Though theoretically authorized to call the White House counsel, the pardon attorney reports to the deputy attorney general. In 2016, Pardon Attorney Deborah Leff quit, citing squelched White House contact. Since then, the office has lacked a permanent leader.

Morison, who now helps clemency applicants, is hopeful based on Trump’s public remarks, including that there are “a lot of people” in prison for “no reason.”

“Trump gets a lot of criticism, but I think it's refreshing for him to admit something everyone knows to be truth: The Justice Department is not perfect, and prosecutions are not perfect. Most presidents aren’t actually willing to acknowledge that,” Morison said. “I think Trump does not trust DOJ, and in this particular instance he's probably correct.”

The White House has considered criminal justice reforms, including during a September panel featuring Trump's son-in-law and senior adviser Jared Kushner and celebrity Kim Kardashian.

Heritage Foundation scholar and panelist Paul Larkin, who wants Trump to create a White House Office of Executive Clemency, returned to the White House in April for a private group discussion on clemency reform. Larkin noted Trump can create a West Wing office without congressional action and holds the exclusive constitutional power to pardon. Larkin separately advocates a commission to vet clemency requests, but that would require legislation.

CAN-DO founder Amy Povah, whose group favors “Clemency for All Non-Violent Drug Offenders,” also wants the pardon attorney divorced from the Justice Department. “We are relying on President Trump to finally be the hero we've been waiting for because he is an outsider who doesn't worry about shaking up the status quo,” she said....

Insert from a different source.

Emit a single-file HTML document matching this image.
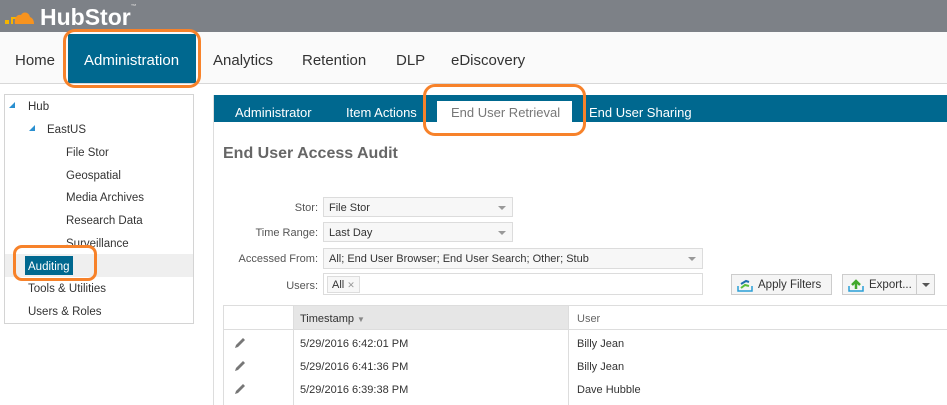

The job posting closed as Trump fell behind former President Barack Obama on clemency. Trump has freed four prisoners, giving 12 people clemency including pardons, nearly all at the urging of politicians or celebrities. At this point in his presidency, Obama had issued 17 clemency grants.

One person said to have applied to be pardon attorney, immigration judge and former Guantánamo Bay prosecutor Stuart Couch, declined an interview request. White House spokeswoman Mercedes Schlapp declined to say if Trump was aware of the job opening or planned to intervene.

Last year around this time, I had become (too) hopeful that Prez Trump was prepared to change in various ways the process and politics around clemency. But, a year later, I am back to (more justifiable) pessimism and cynicism on this front. I still think it possible, especially in the wake of the praise that Prez Trump has received from his commutation of Alice Johnson's life sentence and his support for the FIRST STEP Act, that Prez Trump and his team could do something big here. But I am not holding my breath, and I feel especially bad for all the federal prisoners and their families who have likely also been hoping for too much from this Prez on this front.